Lactate Clearance Tempo Run

The purpose of the lactate clearance tempo run is the same as the alternating tempo — to flood the muscles with lactate and then teach your body how to reconvert that lactate back into energy efficiently while running fast.

The lactate clearance workout is a great tempo effort for runners training for 5K or 10K. It allows you to run at or near goal pace for part of the workout and still get the benefit of a threshold run. Likewise, marathoners and half marathoners can use it to add a little speed to a training plan that might be full of marathon-paced miles.

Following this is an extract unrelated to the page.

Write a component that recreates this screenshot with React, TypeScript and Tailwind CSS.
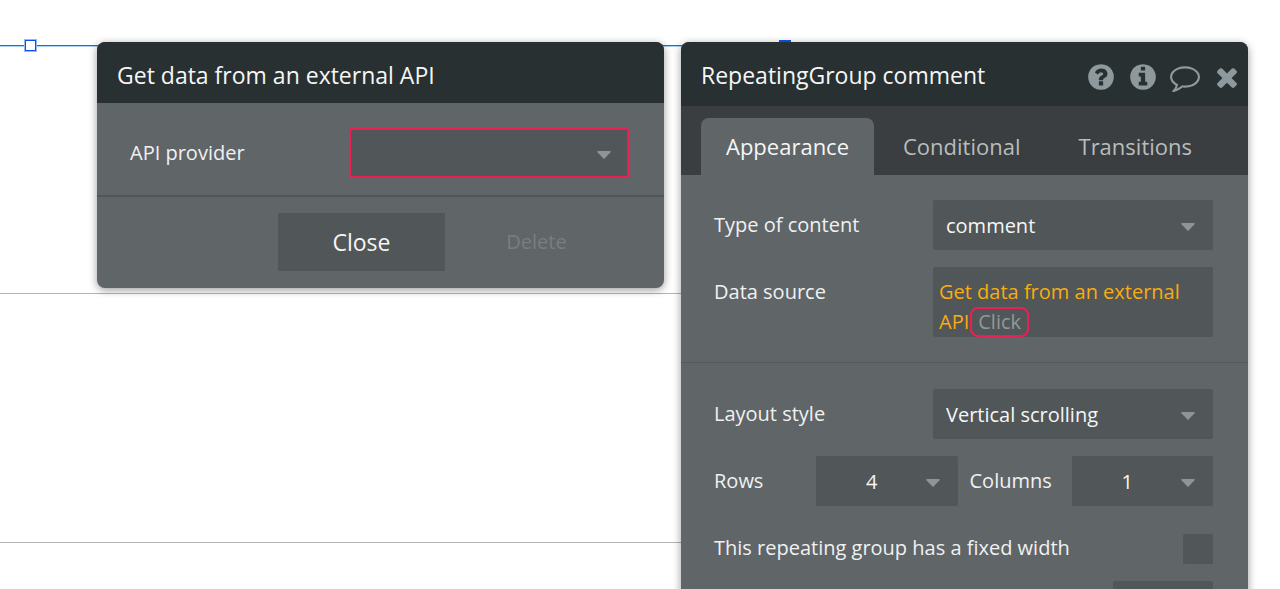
import type { ReactNode } from "react";

const ICONS = {
  help: "M1024 1376v-192q0-14-9-23t-23-9h-192q-14 0-23 9t-9 23v192q0 14 9 23t23 9h192q14 0 23-9t9-23zm256-672q0-88-55.5-163t-138.5-116-170-41q-243 0-371 213-15 24 8 42l132 100q7 6 19 6 16 0 25-12 53-68 86-92 34-24 86-24 48 0 85.5 26t37.5 59q0 38-20 61t-68 45q-63 28-115.5 86.5t-52.5 125.5v36q0 14 9 23t23 9h192q14 0 23-9t9-23q0-19 21.5-49.5t54.5-49.5q32-18 49-28.5t46-35 44.5-48 28-60.5 12.5-81zm384 192q0 209-103 385.5t-279.5 279.5-385.5 103-385.5-103-279.5-279.5-103-385.5 103-385.5 279.5-279.5 385.5-103 385.5 103 279.5 279.5 103 385.5z",
  info: "M1152 1376v-160q0-14-9-23t-23-9h-96v-512q0-14-9-23t-23-9h-320q-14 0-23 9t-9 23v160q0 14 9 23t23 9h96v320h-96q-14 0-23 9t-9 23v160q0 14 9 23t23 9h448q14 0 23-9t9-23zm-128-896v-160q0-14-9-23t-23-9h-192q-14 0-23 9t-9 23v160q0 14 9 23t23 9h192q14 0 23-9t9-23zm640 416q0 209-103 385.5t-279.5 279.5-385.5 103-385.5-103-279.5-279.5-103-385.5 103-385.5 279.5-279.5 385.5-103 385.5 103 279.5 279.5 103 385.5z",
  comment:
    "M896 384q-204 0-381.5 69.5t-282 187.5-104.5 255q0 112 71.5 213.5t201.5 175.5l87 50-27 96q-24 91-70 172 152-63 275-171l43-38 57 6q69 8 130 8 204 0 381.5-69.5t282-187.5 104.5-255-104.5-255-282-187.5-381.5-69.5zm896 512q0 174-120 321.5t-326 233-450 85.5q-70 0-145-8-198 175-460 242-49 14-114 22h-5q-15 0-27-10.5t-16-27.5v-1q-3-4-.5-12t2-10 4.5-9.5l6-9 7-8.5 8-9q7-8 31-34.5t34.5-38 31-39.5 32.5-51 27-59 26-76q-157-89-247.5-220t-90.5-281q0-174 120-321.5t326-233 450-85.5 450 85.5 326 233 120 321.5z",
  close:
    "M1490 1322q0 40-28 68l-136 136q-28 28-68 28t-68-28l-294-294-294 294q-28 28-68 28t-68-28l-136-136q-28-28-28-68t28-68l294-294-294-294q-28-28-28-68t28-68l136-136q28-28 68-28t68 28l294 294 294-294q28-28 68-28t68 28l136 136q28 28 28 68t-28 68l-294 294 294 294q28 28 28 68z",
};

function IconButton({ label, path }: { label: string; path: string }) {
  return (
    <button type="button" aria-label={label} className="text-[#8d999d]">
      <svg viewBox="0 0 1792 1792" className="block size-[30px] fill-current" aria-hidden="true">
        <path d={path} />
      </svg>
    </button>
  );
}

function Dropdown({
  id,
  options,
  centered = false,
  invalid = false,
}: {
  id: string;
  options: string[];
  centered?: boolean;
  invalid?: boolean;
}) {
  return (
    <div className="relative w-full">
      <select
        id={id}
        aria-invalid={invalid}
        className={`block h-[50px] w-full appearance-none rounded-xs bg-[#515658] pt-0.5 text-xl text-[#f5f6f6] ${
          invalid ? "border-2 border-[#ec1f55]" : ""
        } ${centered ? "pr-[30px] text-center [text-align-last:center]" : "pr-12 pl-[13px]"}`}
      >
        {options.map((option) => (
          <option key={option}>{option}</option>
        ))}
      </select>
      <svg
        viewBox="0 0 14 8"
        className="pointer-events-none absolute top-[23px] right-[18px] h-2 w-3.5 fill-[#8f9597]"
        aria-hidden="true"
      >
        <path d="M1 0h12q1.2.2.5 1.2L7.6 7.6q-.6.6-1.2 0L.5 1.2Q-.2.2 1 0z" />
      </svg>
    </div>
  );
}

function Field({ id, label, children }: { id: string; label: string; children: ReactNode }) {
  return (
    <div className="flex items-start justify-between">
      <label htmlFor={id} className="leading-[50px]">
        {label}
      </label>
      <div className="w-[280px]">{children}</div>
    </div>
  );
}

function CanvasGroup() {
  return (
    <div className="absolute inset-0 -z-10" aria-hidden="true">
      <div className="absolute top-[45px] left-0 h-0.5 w-[790px] border-b border-[#a9d0f6] bg-[#0f74dc]" />
      <div className="absolute top-10 left-[25px] size-[11px] border border-[#0d4ff5] bg-white outline outline-[#8fbcf7]" />
      <div className="absolute top-10 left-[779px] size-3 bg-[#0d57f5]" />
      <div className="absolute top-[293px] left-0 h-px w-[790px] bg-[#b4b4b4]" />
      <div className="absolute top-[542px] left-0 h-px w-[790px] bg-[#b4b4b4]" />
    </div>
  );
}

function ApiDialog() {
  return (
    <section className="min-w-0 flex-1 overflow-hidden rounded-lg bg-[#606568] shadow-[0_2px_9px_rgba(0,0,0,0.4)]">
      <header className="bg-[#283032] px-5 pt-[17px] pb-3">
        <h2 className="text-[23px] leading-8 text-[#f5f6f6]">Get data from an external API</h2>
      </header>
      <div className="flex flex-col border-b-2 border-[#515658] pt-[25px] pr-[35px] pb-[17px] pl-[33px]">
        <Field id="provider" label="API provider">
          <Dropdown id="provider" options={[""]} invalid />
        </Field>
      </div>
      <div className="flex justify-end gap-2 pt-4 pr-11 pb-[17px]">
        <button type="button" className="h-[58px] w-[167px] bg-[#515658] text-[23px] text-[#f5f6f6]">
          Close
        </button>
        <button type="button" disabled className="h-[58px] w-[167px] text-xl text-[#7b7d7e]">
          Delete
        </button>
      </div>
    </section>
  );
}

function PropertyEditor() {
  return (
    <section className="min-w-0 flex-1 overflow-hidden rounded-lg bg-[#606568] pb-6 shadow-[0_2px_9px_rgba(0,0,0,0.4)]">
      <header className="flex items-start justify-between bg-[#283032] pt-[17px] pr-1.5 pb-3.5 pl-5">
        <h2 className="text-[23px] leading-8 text-[#f5f6f6]">RepeatingGroup comment</h2>
        <div className="flex gap-3 pt-[3px]">
          <IconButton label="Help" path={ICONS.help} />
          <IconButton label="Info" path={ICONS.info} />
          <IconButton label="Comment" path={ICONS.comment} />
          <IconButton label="Close" path={ICONS.close} />
        </div>
      </header>
      <div role="tablist" className="flex bg-[#3a3e40] px-5 pt-3 text-[22px] text-[#b9bcbd]">
        <button
          type="button"
          role="tab"
          aria-selected="true"
          className="h-[57px] rounded-t-lg bg-[#606568] px-[25px] text-[#f5f6f6]"
        >
          Appearance
        </button>
        <button type="button" role="tab" aria-selected="false" className="h-[57px] px-[29px]">
          Conditional
        </button>
        <button type="button" role="tab" aria-selected="false" className="h-[57px] px-[29px]">
          Transitions
        </button>
      </div>
      <div className="flex flex-col gap-[17px] pt-[25px] pr-[35px] pb-[25px] pl-[33px]">
        <Field id="content-type" label="Type of content">
          <Dropdown id="content-type" options={["comment"]} />
        </Field>
        <Field id="data-source" label="Data source">
          <button
            id="data-source"
            type="button"
            className="block h-[70px] w-full rounded-xs bg-[#515658] pt-2.5 pl-1.5 text-left leading-[30px] text-[#f9ac10]"
          >
            <span>Get data from an external API</span>
            <span className="ml-px inline-block h-[30px] rounded-lg border-2 border-[#ec1f55] px-1.5 align-top leading-[26px] text-[#949899]">
              Click
            </span>
          </button>
        </Field>
      </div>
      <hr className="border-[#54595b]" />
      <div className="flex flex-col gap-[17px] pt-[26px] pr-[35px] pl-[33px]">
        <Field id="layout" label="Layout style">
          <Dropdown id="layout" options={["Vertical scrolling"]} />
        </Field>
        <div className="flex justify-between leading-[50px]">
          <label htmlFor="rows" className="w-[102px]">
            Rows
          </label>
          <div className="min-w-0 flex-1">
            <Dropdown id="rows" options={["4"]} centered />
          </div>
          <label htmlFor="columns" className="w-[114px] pl-3">
            Columns
          </label>
          <div className="min-w-0 flex-1">
            <Dropdown id="columns" options={["1"]} centered />
          </div>
        </div>
        <div className="flex items-start justify-between pt-[11px]">
          <label htmlFor="fixed-width" className="leading-7">
            This repeating group has a fixed width
          </label>
          <input id="fixed-width" type="checkbox" className="size-[30px] appearance-none rounded-xs bg-[#515658]" />
        </div>
        <div className="flex justify-end">
          <input
            type="text"
            aria-label="Minimum width"
            className="h-[50px] w-[100px] rounded-xs bg-[#515658] px-3 text-xl"
          />
        </div>
      </div>
    </section>
  );
}

export default function App() {
  return (
    <main className="relative isolate flex h-screen items-start gap-[17px] overflow-hidden bg-white pt-[42px] pr-8 pl-[97px] font-['Open_Sans',sans-serif] text-xl text-[#f0f1f1]">
      <CanvasGroup />
      <ApiDialog />
      <PropertyEditor />
    </main>
  );
}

The objective is to run the first mile or two of a tempo run at about 10K pace and then back off the last mile or two miles to half marathon or marathon pace. Here’s how the workout might look for a 3:30 marathoner:

* 2-mile warmup, 2 x 3 miles (first 2 miles at 7:20, last mile at 7:50 pace) w/3 min rest between reps, 1-mile cooldown

If you’re a beginner, you can slow the “recovery” pace down to marathon pace or do one fast mile with two “slow” miles. To increase the total length of the workout, you can break the tempo into two or three 3 to 4 mile sessions. This will allow you to keep your volume high without going overboard with the workout.

Notes: This workout serves as good practice for those runners who can’t control their pace early in a race. This will help you “recover” if you go out too fast.

Doing more than 4 miles in one “set” is difficult. Keep the sets to 3 or 4 miles.

Again, don’t run the entire 3-4 miles at 10K pace even though you might be able to do so. That is not the point of the workout.

With your new understanding of how lactate works, try implementing these workouts into your schedule to spice things up and improve your lactate clearance rate.